The school reopened in September 1945, after being closed during the World War II occupation of the Malay Peninsula by Japanese army, beginning in February 1942. The nearby Anglo Chinese School had been the local headquarters of the Japanese army during the war.

In 1952, a building—consisting of eight classrooms, a science lab, and an office—was built on a section of the  of land at Jalan Raya Barat, which the school had acquired for RM12,500. The building, used for the secondary school, was officially opened by Raja Jemaah Tengku Ampuan Selangor on 10 May 1952. In 1954, a second building—consisting of four classrooms, a Home Economics (KHB) lab, and a hall—was built. This building was officially opened by Raja Jemaah on 10 April 1955. In 1955, the building at Jalan Sultan, used as the primary school, was demolished by the local municipal council, Majlis Perbandaraan Klang. A new building was built as a substitute for the demolished building. The new building, officially opened by Tengku Ampuan Rahimah, on 26 July 1957, consisted of six classrooms, an office for teachers, a hall, a library, and an office.

The school was then separated into a primary and a secondary school, each directed by a different principal. In 1962, a new building consisting of three classrooms, two science labs, a home science lab, a geography class, and toilets was built. In 1969, more land was acquired, and a building consisting of a science lab, two home science labs, and four classrooms was built. In 1975, the school started a Lower-Sixth class for art-stream students. Starting in 1976, students of the school are able to sit for the STPM without traveling to other examination centres. In 2001, a new mosque, and other facilities, for Muslim students, was built to replace the former mosque made from shipping containers. A canteen was built the same year.

On 12 April 2014, the school held the Gala Nite, a fundraising gala, in Hin Hua High School. The funds raised were used for upgrading the school's square, facilities, and Eklund Hall. The school is one of the few government schools in Malaysia that offers Japanese language classes.

Demographics (Secondary) 
1,483 students attended Methodist Girls' School in the 2016-17 school year.

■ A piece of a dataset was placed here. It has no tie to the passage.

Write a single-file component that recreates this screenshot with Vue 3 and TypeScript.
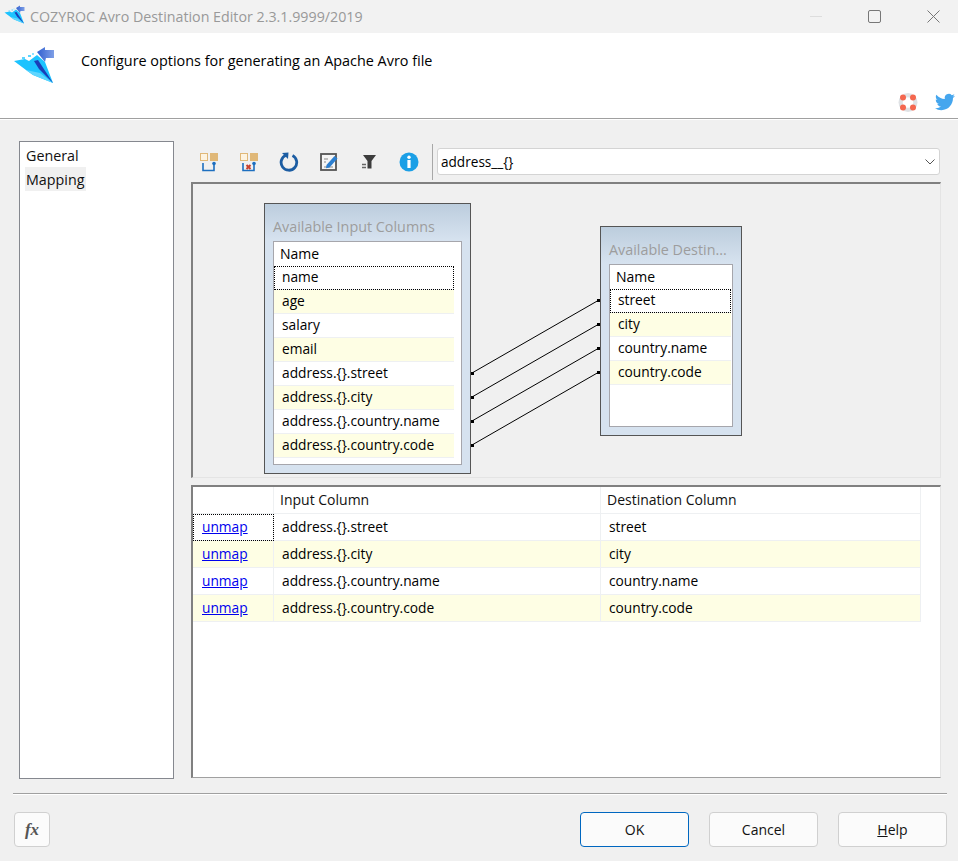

The school employs a teaching faculty of 88 for an average student-teacher ratio of 17:1.

Academics 
77 (25%) out of 309 SPM candidates from Methodist Girls' Schools achieved 5A's and above in 2015, of which 15 (5%) candidates achieved all A's and a 95.8% passing rate. The school has 40 clubs and societies.

School Attire (Secondary) 
On normal school days, students are required to wear a white and turquoise Baju Kurung, with optional white tudung for Muslims, or turquoise pinafore with white collared-shirt for non-Muslims, and white socks and white canvas shoes. All students are required to wear a cadet uniform every Wednesday. PE shirt, optional white or black arm socks, long dark-colored track pants, and sport shoes are allowed on certain days.

Prefects (school leaders) wear white collared-shirt, a green-yellow tie, a dark green skirt, and a white tudung, white socks and black canvas shoes. Senior prefects wear cream-colored blazer, with dark green vest for junior prefects.

School librarians wear a white collared-shirt, a maroon tie, a maroon skirt, and a white tudung, and white socks and white canvas shoes.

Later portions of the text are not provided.